§ Problem details
Copy everything in the data below exactly except the pictures.

§ Provided material
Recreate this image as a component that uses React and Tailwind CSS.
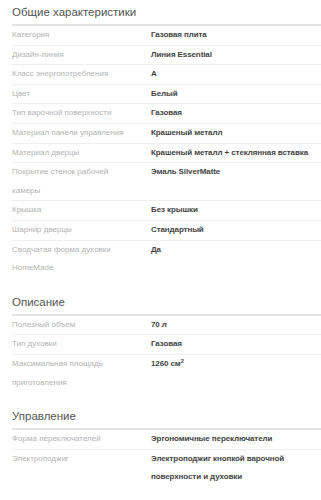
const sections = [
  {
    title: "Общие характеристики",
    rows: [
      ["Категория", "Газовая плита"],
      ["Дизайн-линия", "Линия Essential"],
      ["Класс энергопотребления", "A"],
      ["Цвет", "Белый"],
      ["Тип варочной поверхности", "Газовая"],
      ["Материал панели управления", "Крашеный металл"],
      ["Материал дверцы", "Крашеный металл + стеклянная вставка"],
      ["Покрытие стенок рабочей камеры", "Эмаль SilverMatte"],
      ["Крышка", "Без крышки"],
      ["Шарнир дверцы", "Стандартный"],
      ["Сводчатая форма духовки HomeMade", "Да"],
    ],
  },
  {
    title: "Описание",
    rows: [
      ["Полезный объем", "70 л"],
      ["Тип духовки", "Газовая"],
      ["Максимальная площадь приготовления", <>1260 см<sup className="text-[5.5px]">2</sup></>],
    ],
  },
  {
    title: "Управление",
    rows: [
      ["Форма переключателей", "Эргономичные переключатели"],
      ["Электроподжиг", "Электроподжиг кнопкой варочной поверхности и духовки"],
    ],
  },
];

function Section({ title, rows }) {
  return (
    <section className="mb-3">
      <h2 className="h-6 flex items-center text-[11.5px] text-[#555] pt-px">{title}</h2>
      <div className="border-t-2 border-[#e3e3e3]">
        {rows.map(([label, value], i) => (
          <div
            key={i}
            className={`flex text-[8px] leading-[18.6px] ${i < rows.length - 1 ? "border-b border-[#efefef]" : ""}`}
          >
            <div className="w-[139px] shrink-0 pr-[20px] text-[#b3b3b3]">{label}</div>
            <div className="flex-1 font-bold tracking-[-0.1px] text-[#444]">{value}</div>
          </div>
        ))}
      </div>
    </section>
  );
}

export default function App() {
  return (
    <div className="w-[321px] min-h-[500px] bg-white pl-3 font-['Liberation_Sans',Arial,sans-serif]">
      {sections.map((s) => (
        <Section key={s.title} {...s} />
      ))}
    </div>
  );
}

§ Completed exercise
Recreate this image as a component that uses React and Tailwind CSS.
const sections = [
  {
    title: "Общие характеристики",
    rows: [
      ["Категория", "Газовая плита"],
      ["Дизайн-линия", "Линия Essential"],
      ["Класс энергопотребления", "A"],
      ["Цвет", "Белый"],
      ["Тип варочной поверхности", "Газовая"],
      ["Материал панели управления", "Крашеный металл"],
      ["Материал дверцы", "Крашеный металл + стеклянная вставка"],
      ["Покрытие стенок рабочей камеры", "Эмаль SilverMatte"],
      ["Крышка", "Без крышки"],
      ["Шарнир дверцы", "Стандартный"],
      ["Сводчатая форма духовки HomeMade", "Да"],
    ],
  },
  {
    title: "Описание",
    rows: [
      ["Полезный объем", "70 л"],
      ["Тип духовки", "Газовая"],
      ["Максимальная площадь приготовления", <>1260 см<sup className="text-[5.5px]">2</sup></>],
    ],
  },
  {
    title: "Управление",
    rows: [
      ["Форма переключателей", "Эргономичные переключатели"],
      ["Электроподжиг", "Электроподжиг кнопкой варочной поверхности и духовки"],
    ],
  },
];

function Section({ title, rows }) {
  return (
    <section className="mb-3">
      <h2 className="h-6 flex items-center text-[11.5px] text-[#555] pt-px">{title}</h2>
      <div className="border-t-2 border-[#e3e3e3]">
        {rows.map(([label, value], i) => (
          <div
            key={i}
            className={`flex text-[8px] leading-[18.6px] ${i < rows.length - 1 ? "border-b border-[#efefef]" : ""}`}
          >
            <div className="w-[139px] shrink-0 pr-[20px] text-[#b3b3b3]">{label}</div>
            <div className="flex-1 font-bold tracking-[-0.1px] text-[#444]">{value}</div>
          </div>
        ))}
      </div>
    </section>
  );
}

export default function App() {
  return (
    <div className="w-[321px] min-h-[500px] bg-white pl-3 font-['Liberation_Sans',Arial,sans-serif]">
      {sections.map((s) => (
        <Section key={s.title} {...s} />
      ))}
    </div>
  );
}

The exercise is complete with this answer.